Due to this many operations using a Future object will cause an error if done before a flush:
class AliceProgram(Program):
PEER_NAME = "Bob"
@property
def meta(self) -> ProgramMeta:
return ProgramMeta(
name="tutorial_program",
csockets=[self.PEER_NAME],
epr_sockets=[self.PEER_NAME],
max_qubits=1,
)
def run(self, context: ProgramContext):
epr_socket = context.epr_sockets[self.PEER_NAME]
connection = context.connection
result_list = []
qubit = epr_socket.create_keep()[0]
qubit.H()
result = qubit.measure()
# These operations work fine, as they do not attempt a value access
result_list.append(result)
print(type(result))
# Uncomment will cause an error:
# print(result_list)
# Uncomment will cause an error:
# result += 1
# Uncomment will cause an error:
# a = 5 if result else 0
yield from connection.flush()
print(result_list)
print(f"Alice measures local EPR qubit: {result_list[0]}")
return {}
Removing any of the commented out code will result in the following error:
AttributeError: 'NoneType' object has no attribute 'get_array_part'
As shown in the example above,
using a native python if statement with the result of a measurement before the connection is flushed, is not possible.
More generally using native python if, for or while statements do not translate into the NetQASM routine that is sent to a QNPU.

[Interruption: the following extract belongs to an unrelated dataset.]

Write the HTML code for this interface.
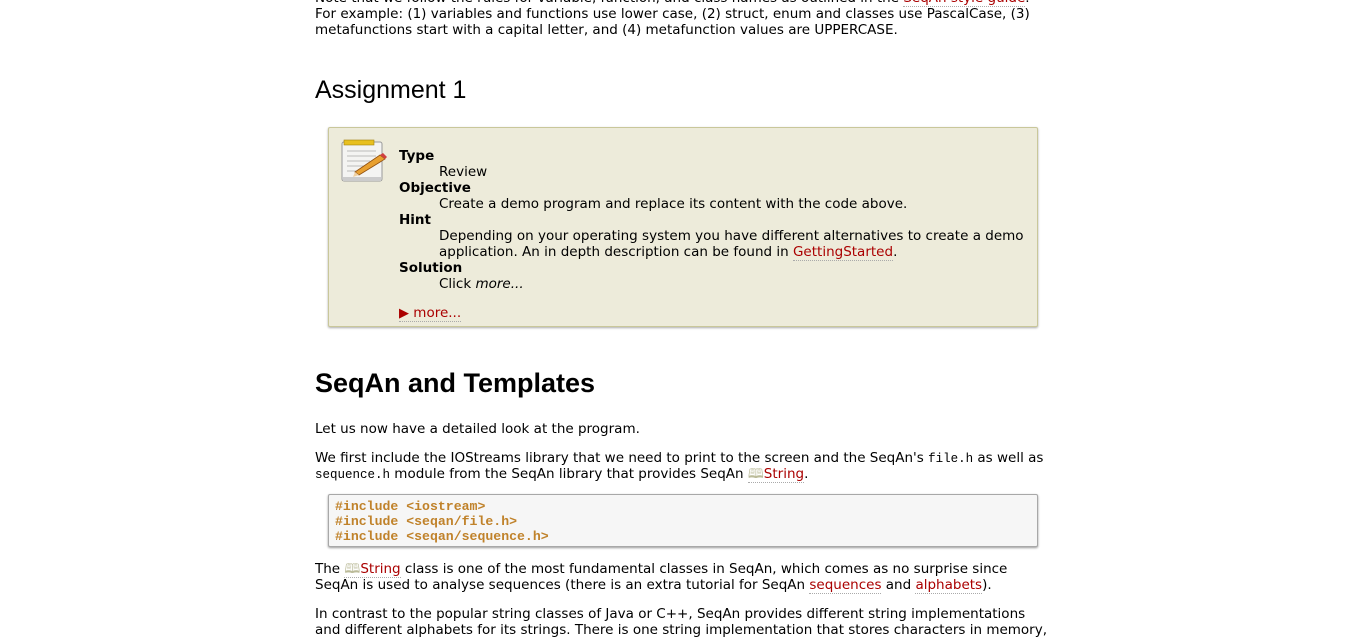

In order to create NetQASM routines with control flow,
special methods in the NetQASM SDK need to be used, such as if_eq(a, b, body) that is a method of the BaseNetQASMConnection object.
A NetQASM tutorial
goes into more detail regarding using such methods.
Warning
The NetQASM language supports many features, such as specifying the measurement basis in a measurement, but not all of these features are currently supported in SquidASM. It is advisable to be careful when using features not shown in this tutorial.